Louisiana has taken a strong stand to uphold its values and faith by enacting a new law that requires the prominent display of “In God We Trust” in all public school classrooms. This move is a refreshing departure from the recent influx of woke ideologies and fringe theories that have found their way into our educational spaces.

The passage of HB 8, which came into effect just in time for the upcoming school year, marks an important milestone in Louisiana’s effort to preserve its heritage and create a God-centered atmosphere in schools. This legislation demonstrates a return to our core values and aims to invigorate public classrooms by putting the national motto at the forefront of students’ minds.

In recent years, there has been growing concern as educators have used classroom decor and posters to promote their personal narratives, which sometimes conflict with the beliefs of many parents. The new Louisiana law strikes a balance between academic freedom and tradition by requiring that every public school classroom prominently display the revered motto.

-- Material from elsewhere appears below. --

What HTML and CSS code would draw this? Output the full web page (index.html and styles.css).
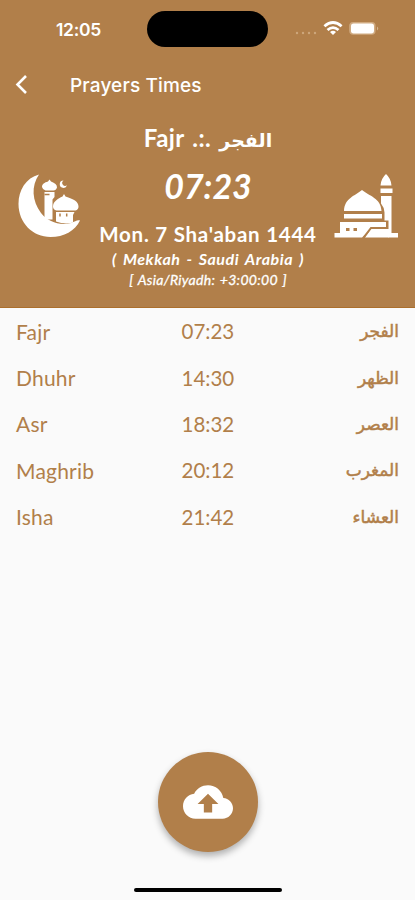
FILE: index.html
```
<!DOCTYPE html>
<html lang="en">
	<head>
		<meta charset="UTF-8">
		<meta name="viewport" content="width=device-width, initial-scale=1">
		<title>Prayers Times</title>
		<link rel="stylesheet" href="styles.css">
	</head>
	<body>
		<header>
			<div class="status">
				<span class="clock">12:05</span>
				<span class="island"></span>
				<svg class="indicators" width="90" height="20" viewBox="290 19 90 20">
					<g fill="#cda67b">
						<circle cx="297" cy="33" r="1.2"/>
						<circle cx="303" cy="33" r="1.2"/>
						<circle cx="309" cy="33" r="1.2"/>
						<circle cx="315" cy="33" r="1.2"/>
					</g>
					<g fill="none" stroke="#fff" stroke-width="2.8">
						<path d="M324.400 26.200Q333 18.900 341.600 26.200"/>
						<path d="M327.500 30Q333 25.300 338.500 30"/>
					</g>
					<path d="M330 32Q333 29.400 336 32L333 35z" fill="#fff"/>
					<rect x="349.200" y="22" width="26.400" height="12.800" rx="4" fill="#d0aa80"/>
					<rect x="351" y="23.600" width="23" height="9.800" rx="2.600" fill="#fff"/>
					<path d="M377 26.500q2.500 1.800 0 4z" fill="#d5b28c"/>
				</svg>
			</div>
			<nav>
				<svg class="back" width="14" height="22" viewBox="0 0 14 22">
					<path d="M12 2L3.500 10.500l8.500 8.500" fill="none" stroke="#fff" stroke-width="2.600"/>
				</svg>
				<h1>Prayers Times</h1>
			</nav>
			<section class="next">
				<svg class="art" width="64" height="66" viewBox="18 173 64 66" fill="#fff">
					<path d="M39 174.500C26 178 18.500 190 18.500 204C18.500 223 33 237 50.500 237C64 237 75 231 80 220.500C77.500 219.500 75 221.500 71 223C60 226 48 222 41 213C32 201 31 186 39 174.500z"/>
					<path d="M49.500 179.500l1.500 2c4 1.500 6 3 6 6q-1 3-3.500 3h-8q-3-1-3.500-3.500c0-3 2.500-4.500 6-5.500z"/>
					<path d="M44.500 192h10v5l-2 2.500v20h-8z"/>
					<path d="M63.500 180.500a3.700 3.700 0 1 0 3.500 4.800a2.700 2.700 0 1 1-3.500-4.800z"/>
					<path d="M64 194l1.500 2.500c8 2.500 13 5 13 10q0 3-3 4h-19q-3.500-1-3.500-4c0-5 5-8 9.500-10z"/>
					<path d="M56 212h18.500l-1.500 3v7.500q-8 2.500-17-1z"/>
					<path d="M44.500 194.500h5M60 213.500v3M66.700 213.500v3" fill="none" stroke="#b17f4a" stroke-width="1.500"/>
				</svg>
				<div class="names">Fajr .:. <span class="ar" lang="ar" dir="rtl">الفجر</span></div>
				<svg class="art right" width="64" height="66" viewBox="334 173 64 66" fill="#fff">
					<path d="M362 190C369 196 381 198 381.500 211h-37.500C344.500 198 355 196 362 190z"/>
					<path d="M344 214h38v4.500h-38zM340 222h46v7h-15l-9 8.500h-27.500v-4.500h5.500z"/>
					<path d="M371 229h18v8.500h-24z"/>
					<path d="M386 174q5 4.500 5.500 11.500h-11q.500-7 5.500-11.500zM380.500 188.500h12v4.500h-12zM381 196h10.500v37h6.500v4.500h-9.500v-17h-4v-8q-.500-5.500-3.500-9z"/>
					<path d="M346 229.500h3.500M353.500 229.500h3.500" fill="none" stroke="#b17f4a" stroke-width="3"/>
					<path d="M364 237l7-9h16" fill="none" stroke="#b17f4a" stroke-width="2"/>
				</svg>
				<div class="time">07:23</div>
				<div class="date">Mon. 7 Sha'aban 1444</div>
				<div class="place">( Mekkah - Saudi Arabia )</div>
				<div class="zone">[ Asia/Riyadh: +3:00:00 ]</div>
			</section>
		</header>
		<main>
			<ul>
				<li><span>Fajr</span><time>07:23</time><span class="ar" lang="ar" dir="rtl">الفجر</span></li>
				<li><span>Dhuhr</span><time>14:30</time><span class="ar" lang="ar" dir="rtl">الظهر</span></li>
				<li><span>Asr</span><time>18:32</time><span class="ar" lang="ar" dir="rtl">العصر</span></li>
				<li><span>Maghrib</span><time>20:12</time><span class="ar" lang="ar" dir="rtl">المغرب</span></li>
				<li><span>Isha</span><time>21:42</time><span class="ar" lang="ar" dir="rtl">العشاء</span></li>
			</ul>
		</main>
		<footer>
			<button aria-label="Upload">
				<svg width="50" height="50" viewBox="0 0 24 24" fill="#fff">
					<path d="M19.350 10.040C18.670 6.590 15.640 4 12 4 9.110 4 6.600 5.640 5.350 8.040 2.340 8.360 0 10.910 0 14c0 3.310 2.690 6 6 6h13c2.760 0 5-2.240 5-5 0-2.640-2.050-4.780-4.650-4.960zM14 13v4h-4v-4H7l5-5 5 5h-3z"/>
				</svg>
			</button>
			<div class="home"></div>
		</footer>
	</body>
</html>
```
FILE: styles.css
```
* {
	box-sizing: border-box;
}
body {
	margin: 0;
	height: 900px;
	display: flex;
	flex-direction: column;
	background: #fafafa;
	color: #b17f4a;
	font-family: Lato, "DejaVu Sans", sans-serif;
}
header {
	height: 308px;
	background: #b17f4a;
	border-bottom: 1px solid #ac6f2c;
	color: #fff;
}
.status {
	height: 58px;
	padding: 0 35px 0 56px;
	display: grid;
	grid-template-columns: 91px 121px 1fr;
	align-items: center;
}
.clock {
	font: 600 17.5px Inter, sans-serif;
	letter-spacing: -0.3px;
}
.island {
	height: 36px;
	border-radius: 18px;
	background: #000;
}
.indicators {
	justify-self: end;
}
nav {
	height: 54px;
	padding-left: 14px;
	display: flex;
	align-items: center;
}
h1 {
	margin: 0 0 0 42px;
	font: 500 19px Inter, sans-serif;
	letter-spacing: 0.15px;
}
.next {
	display: grid;
	grid-template-columns: 64px 1fr 64px;
	grid-template-rows: 51px 44px 40px 23px 19px;
	padding: 0 17px 0 18px;
	align-items: center;
	text-align: center;
	white-space: nowrap;
}
.next div {
	grid-column: 2;
	justify-self: center;
}
.art {
	grid-column: 1;
	grid-row: 1 / 4;
	align-self: start;
	margin-top: 61px;
}
.art.right {
	grid-column: 3;
}
.ar {
	font-family: "DejaVu Sans", sans-serif;
	font-weight: bold;
}
.names {
	grid-row: 1;
	font-size: 24px;
	font-weight: bold;
	word-spacing: 2px;
	letter-spacing: 0.4px;
}
.names .ar {
	font-size: 19px;
	letter-spacing: 0;
}
.time {
	grid-row: 2;
	font-size: 34px;
	font-weight: bold;
	font-style: italic;
}
.date {
	grid-row: 3;
	padding-top: 13px;
	font-size: 20.5px;
	font-weight: bold;
	letter-spacing: 0.75px;
}
.place {
	grid-row: 4;
	font-size: 16px;
	font-weight: bold;
	font-style: italic;
	letter-spacing: 0.55px;
	word-spacing: 2px;
}
.zone {
	grid-row: 5;
	font-size: 14px;
	font-style: italic;
	letter-spacing: 0.3px;
	word-spacing: 1px;
	-webkit-text-stroke: 0.3px #fff;
}
main {
	flex: 1;
}
ul {
	margin: 0;
	padding: 0 16px;
	list-style: none;
}
li {
	height: 46.4px;
	display: grid;
	grid-template-columns: 1fr 52px 1fr;
	align-items: center;
	font-size: 21px;
	letter-spacing: 0.2px;
}
time {
	font-size: 20.5px;
	letter-spacing: 0;
	text-align: center;
}
li .ar {
	font-size: 17px;
	font-weight: normal;
	letter-spacing: 0;
	-webkit-text-stroke: 0.5px #b17f4a;
}
footer {
	height: 148px;
	display: flex;
	flex-direction: column;
	align-items: center;
}
button {
	width: 100px;
	height: 100px;
	padding: 0;
	border: 0;
	border-radius: 50%;
	background: #b17f4a;
	box-shadow: 0 4px 7px rgba(0, 0, 0, 0.3);
	display: flex;
	align-items: center;
	justify-content: center;
}
.home {
	width: 148px;
	height: 4px;
	margin-top: 36px;
	border-radius: 2px;
	background: #000;
}
```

The directive is clear: every building and classroom in the educational institution must showcase “In God We Trust.”

The attention to detail in this legislation is impressive, as it not only specifies the content of the message but also defines its visual presentation. Recognizing the significance of the national motto, the law mandates that it be printed in a large, easily legible font and displayed on a poster or framed document measuring at least eleven by fourteen inches. This ensures that the motto is not hidden away, but rather takes its rightful place as the central focal point of the display.

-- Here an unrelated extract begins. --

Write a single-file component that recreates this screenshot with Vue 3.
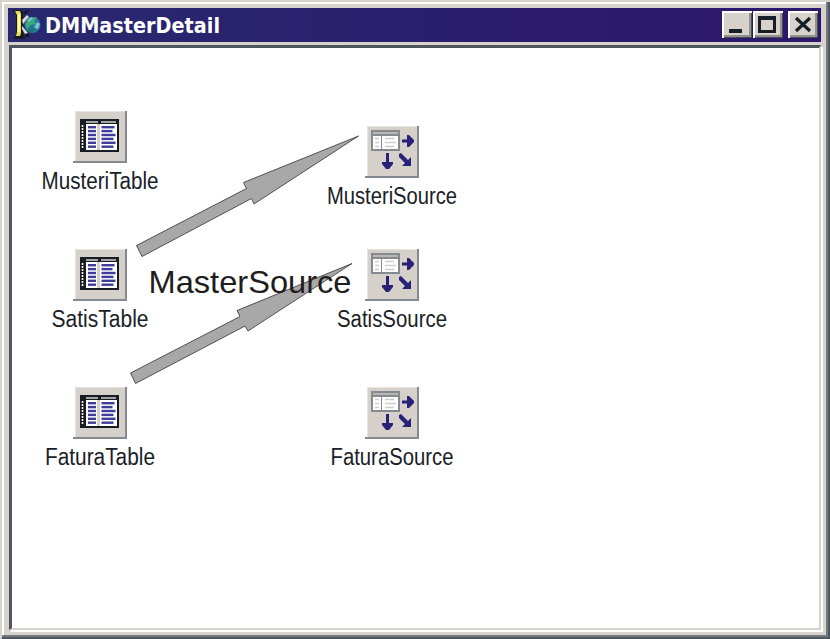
<script setup>
const nodes = [
  { name: 'MusteriTable', kind: 'table', x: 25, y: 111, w: 117 },
  { name: 'SatisTable', kind: 'table', x: 25, y: 249, w: 97 },
  { name: 'FaturaTable', kind: 'table', x: 25, y: 387, w: 110 },
  { name: 'MusteriSource', kind: 'source', x: 317, y: 126, w: 130 },
  { name: 'SatisSource', kind: 'source', x: 317, y: 249, w: 110 },
  { name: 'FaturaSource', kind: 'source', x: 317, y: 387, w: 123 },
]
// Right-hand column line lengths of the table glyph
const rows = [13, 11, 14, 12, 14, 12]
</script>

<template>
  <div class="window">
    <header class="titlebar">
      <svg class="logo" width="30" height="32" viewBox="0 0 30 32">
        <path d="M-1 2h9l2 3v21l2 3v2H0l3-4V6z" fill="#171a22" />
        <path d="M2 3h5l1 3v19l-1 3H3l1-4V7z" fill="#e6df50" />
        <path d="M5 6h2v18H5z" fill="#fff9a0" />
        <path d="M10 5l3-3h4l-5 5zM11 23l2-1 4 7h-4z" fill="#171a22" />
        <path d="M9 12l5-5 2 2-6 7zM9 18l6 7-3 1-3-5z" fill="#dcdccf" />
        <circle cx="19.500" cy="17" r="8" fill="#2877a8" />
        <path d="M12 16l5-6 7-1-3 4 2 3-6 1-2 4-2-3z" fill="#3dac75" />
        <path d="M14 12l4-3 2 1-4 4zM24 14l3 2-2 5-4-1z" fill="#73c9ce" />
        <path d="M17 19l6 1-4 5-4-2z" fill="#187b66" />
      </svg>
      <svg class="caption" width="190" height="34">
        <text x="0" y="24.500" textLength="175" lengthAdjust="spacingAndGlyphs">DMMasterDetail</text>
      </svg>
      <div class="buttons">
        <button class="btn" aria-label="Minimize">
          <svg width="30" height="26"><path d="M7 17h13v4H7z" fill="#171e24" /></svg>
        </button>
        <button class="btn" aria-label="Maximize">
          <svg width="30" height="26"><path d="M5 4h18v17H5zM8 8v10h12V8z" fill="#171e24" fill-rule="evenodd" /></svg>
        </button>
        <button class="btn close" aria-label="Close">
          <svg width="30" height="26"><path d="M8 6l14 13M22 6L8 19" stroke="#171e24" stroke-width="3.2" /></svg>
        </button>
      </div>
    </header>
    <main class="client"></main>

    <div v-for="n in nodes" :key="n.name" class="node" :style="{ left: n.x + 'px', top: n.y + 'px' }">
      <svg class="tile" width="54" height="52" viewBox="0 0 54 52">
        <path d="M2 0h52v52H0v-2h2z" fill="#858a92" />
        <path d="M2 0h50v50H2z" fill="#d5d0ca" />
        <path d="M2.500 50V.5H52" fill="none" stroke="#e7e3df" />
        <g v-if="n.kind === 'table'">
          <path d="M7 8h39v33H7z" fill="#171d23" />
          <path d="M13 10h12v2H13zM28 10h15v2H28z" fill="#a4a5a4" />
          <path d="M13 13h31v26H13z" fill="#fff" />
          <path d="M9.500 14v24" stroke="#fff" stroke-width="1.600" stroke-dasharray="2 1" />
          <path d="M24 13h3v26h-3z" fill="#d5d0ca" />
          <g v-for="(len, i) in rows" :key="i" fill="#3c3d98">
            <rect x="15" :y="15 + i * 3.9" width="8" height="2.4" />
            <rect x="28.500" :y="15 + i * 3.9" :width="len" height="2.4" />
          </g>
        </g>
        <g v-else>
          <path d="M6 4h29v21H6z" fill="#858a90" />
          <path d="M8 6h25v2H8z" fill="#b9b7b3" />
          <path d="M8 10h8v13H8zM17 10h16v13H17z" fill="#fff" />
          <path d="M10 12.5h4M10 16.5h4M10 20.5h4M20 12.5h9M20 16.5h11M20 20.5h9" stroke="#d0ccc6" stroke-width="1.6" />
          <path d="M37 13.500h5V9h2l5 5v2l-5 5h-2v-4.500h-5z" fill="#292078" />
          <path d="M21 27h3v9h4v2l-4 5h-3l-4-5v-2h4z" fill="#292078" />
          <path d="M34 28l2-1 7 7 3-3v9h-9l3-3-6-6z" fill="#292078" />
        </g>
      </svg>
      <svg class="label" width="150" height="35">
        <text :x="75 - n.w / 2" y="25.500" :textLength="n.w" lengthAdjust="spacingAndGlyphs">{{ n.name }}</text>
      </svg>
    </div>

    <svg class="links" width="830" height="639">
      <g fill="#a8a8a8" stroke="#33302f" stroke-width=".8">
        <path d="M136.5 245.5L246.5 188.5L243.5 182.5L358.5 136L254 204L251.5 198.5L142 256.5Z" />
        <path d="M130.5 373L240 316.5L237 310.5L352 263.5L248 331L245 326L135.500 383.500Z" />
      </g>
      <text x="148.500" y="293" textLength="203" lengthAdjust="spacingAndGlyphs">MasterSource</text>
    </svg>
  </div>
</template>

<style>
body { margin: 0; overflow: hidden; background: #d7d2cc; }
</style>

<style scoped>
.window {
  position: relative;
  display: flex;
  flex-direction: column;
  box-sizing: border-box;
  width: 830px;
  height: 639px;
  padding: 8px 9px 9px 8px;
  background: #d7d2cc;
  box-shadow: inset 2px 2px #d7d2cc, inset -2px -2px #4e5860, inset -4px -4px #747b80, inset 4px 4px #fff;
}
.titlebar {
  display: flex;
  flex: none;
  height: 34px;
  margin-bottom: 3px;
  box-sizing: border-box;
  background: linear-gradient(90deg, #29286f, #2c176b);
}
.logo { flex: none; margin-left: 5px; overflow: visible; }
.caption { flex: none; margin-left: 2px; overflow: visible; font: bold 20.500px "DejaVu Sans", sans-serif; fill: #fff; }
.buttons { display: flex; margin: 3px 3px 0 auto; }
.btn {
  width: 30px;
  height: 27px;
  padding: 0;
  margin-right: 1px;
  border: 0;
  background: #d7d2cc;
  box-shadow: inset 2px 2px #fff, inset -1px -1px #454c54, inset -3px -3px #92928f;
}
.btn svg { display: block; }
.close { margin: 0 0 0 4px; }
.client {
  flex: 1;
  margin-left: 1px;
  background: #fff;
  border-style: solid;
  border-width: 3px 2px 2px 3px;
  border-color: #4d565d #d7d2cc #d7d2cc #4d565d;
  box-shadow: 2px 2px #fff;
}
.node {
  position: absolute;
  display: flex;
  flex-direction: column;
  align-items: center;
  width: 150px;
}
.label { overflow: visible; font: 23px "Liberation Sans", sans-serif; fill: #192127; }
.links { position: absolute; left: 0; top: 0; pointer-events: none; }
.links text { font: 32px "Liberation Sans", sans-serif; fill: #211d1c; }
</style>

To address concerns about the use of school funds for religious purposes, the law proposes a collaborative approach. Church groups, citizens, and like-minded organizations are encouraged to donate the necessary funds or even provide the displays themselves, reinforcing the community’s shared commitment to this meaningful initiative.

One notable aspect of this move is the political landscape in which it was enacted. Even Governor John Bel Edwards, a Democrat, went against party lines and signed the bill into law. This unifying gesture speaks volumes about the broad appeal of preserving tradition and embracing values that resonate across the political spectrum.

Louisiana now joins a growing list of states determined to restore the prominence of our national motto, not only within classrooms but also in public spaces. Arkansas, Florida, South Dakota, South Carolina, Tennessee, and Texas are among the states that have rallied behind similar laws, highlighting the urgency of this revival.

Critics argue against the display of religious references in shared spaces, fearing exclusion of those with differing beliefs. However, we must remember that the foundation of America lies in religious freedom and diversity of thought. The majority of citizens identify with a religious affiliation, and “In God We Trust” is already present on every piece of American currency. This endeavor champions unity rather than division.

As our nation grapples with ideological shifts, the legislative triumph in Louisiana serves as a powerful reminder of the values that have fortified America’s foundation. By boldly placing “In God We Trust” back into our schools, we embark on a journey of reconnection with our collective heritage—a step towards a more grounded and unified tomorrow.